16. In this context the decision reported in Paresh Chandra Nath Vs. Naresh Chandra Nath and Others, of this Court which is also cited by Mr.
Banerjee appearing on behalf of the petitioner can well be referred to.
17. The facts of that case and that of this case in hand are more or less similar. The Hon''ble Court came to a conclusion that relief for setting aside
a deed of sale in a suit for declaration simplicitor is a consequential relief and as such, suit is not required to be valued on the valuation of the
property. Whether the deed in question is legal or valid, effective or ineffective, operative or inoperative is a question of fact which is to be decided
by the Trial Court whatever the decision of the Court would be on that issue, the jointness of the property in question is to be probed into by the
Trial Court. Sitting in a revision, probing into that factual aspect is unwarranted.
18. In the premises above I am of opinion that the suit being a declaratory suit simplicitor is not required to be valued on the valuation of the
property.

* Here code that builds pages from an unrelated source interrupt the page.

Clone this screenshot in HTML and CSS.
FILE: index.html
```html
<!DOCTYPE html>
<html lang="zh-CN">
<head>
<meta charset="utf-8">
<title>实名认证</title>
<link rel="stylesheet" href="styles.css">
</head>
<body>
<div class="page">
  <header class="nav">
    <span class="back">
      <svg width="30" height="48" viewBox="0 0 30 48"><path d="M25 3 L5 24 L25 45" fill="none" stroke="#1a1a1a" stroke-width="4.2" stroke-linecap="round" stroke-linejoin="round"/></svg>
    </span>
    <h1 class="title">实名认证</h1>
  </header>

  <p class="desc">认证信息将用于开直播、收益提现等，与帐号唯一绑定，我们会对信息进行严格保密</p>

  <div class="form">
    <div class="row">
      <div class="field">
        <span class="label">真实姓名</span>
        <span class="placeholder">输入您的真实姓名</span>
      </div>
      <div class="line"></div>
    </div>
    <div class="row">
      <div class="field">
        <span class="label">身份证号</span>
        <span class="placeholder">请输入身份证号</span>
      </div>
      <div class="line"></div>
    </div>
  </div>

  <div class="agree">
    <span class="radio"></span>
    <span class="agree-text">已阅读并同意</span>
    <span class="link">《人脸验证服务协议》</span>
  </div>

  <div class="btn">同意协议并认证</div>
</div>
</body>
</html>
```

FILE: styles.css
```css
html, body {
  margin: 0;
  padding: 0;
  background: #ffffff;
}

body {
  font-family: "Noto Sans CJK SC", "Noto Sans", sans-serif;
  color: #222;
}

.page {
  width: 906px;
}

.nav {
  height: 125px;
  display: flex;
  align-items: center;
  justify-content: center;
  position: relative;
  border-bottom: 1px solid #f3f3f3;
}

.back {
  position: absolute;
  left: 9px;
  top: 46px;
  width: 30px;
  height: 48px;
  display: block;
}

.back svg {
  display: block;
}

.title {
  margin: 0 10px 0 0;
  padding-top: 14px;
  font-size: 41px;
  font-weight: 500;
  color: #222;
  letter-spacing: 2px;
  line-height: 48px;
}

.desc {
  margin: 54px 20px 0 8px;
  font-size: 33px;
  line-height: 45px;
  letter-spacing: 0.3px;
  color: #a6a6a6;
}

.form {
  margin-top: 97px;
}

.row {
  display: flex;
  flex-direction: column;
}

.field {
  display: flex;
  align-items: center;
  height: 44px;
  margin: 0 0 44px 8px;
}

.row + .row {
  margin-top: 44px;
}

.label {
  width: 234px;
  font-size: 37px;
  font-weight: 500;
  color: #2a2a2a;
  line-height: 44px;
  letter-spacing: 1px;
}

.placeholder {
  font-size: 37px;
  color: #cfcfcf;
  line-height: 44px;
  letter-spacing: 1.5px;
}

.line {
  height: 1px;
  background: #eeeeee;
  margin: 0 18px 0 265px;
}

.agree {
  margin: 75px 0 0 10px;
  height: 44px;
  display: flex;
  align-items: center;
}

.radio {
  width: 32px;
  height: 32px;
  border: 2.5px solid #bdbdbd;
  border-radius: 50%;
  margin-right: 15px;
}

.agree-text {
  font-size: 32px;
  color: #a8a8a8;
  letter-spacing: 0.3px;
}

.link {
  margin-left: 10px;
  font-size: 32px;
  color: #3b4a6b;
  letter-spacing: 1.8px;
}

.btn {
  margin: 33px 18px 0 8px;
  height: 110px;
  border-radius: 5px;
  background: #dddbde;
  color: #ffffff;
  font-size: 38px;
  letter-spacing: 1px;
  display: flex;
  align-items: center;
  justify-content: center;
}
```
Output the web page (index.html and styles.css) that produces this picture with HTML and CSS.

The plaintiffs are not required to pay Court-fees on the value of the impugned deed of sale. Accordingly, the order under challenge is
interfered with in this revision application and is set aside.
19. The revision application succeeds and is disposed of.
20. The learned Trial Court is directed to proceed with the preemptory hearing of the suit which is kept in abeyance unnecessarily since 2006 and
dispose of the suit on the issues framed by the Court.
21. No order as to costs is passed.
Later on:
22. Urgent photostat certified copy of the judgment, if applied for, be handed over to the parties on compliance of necessary formalities.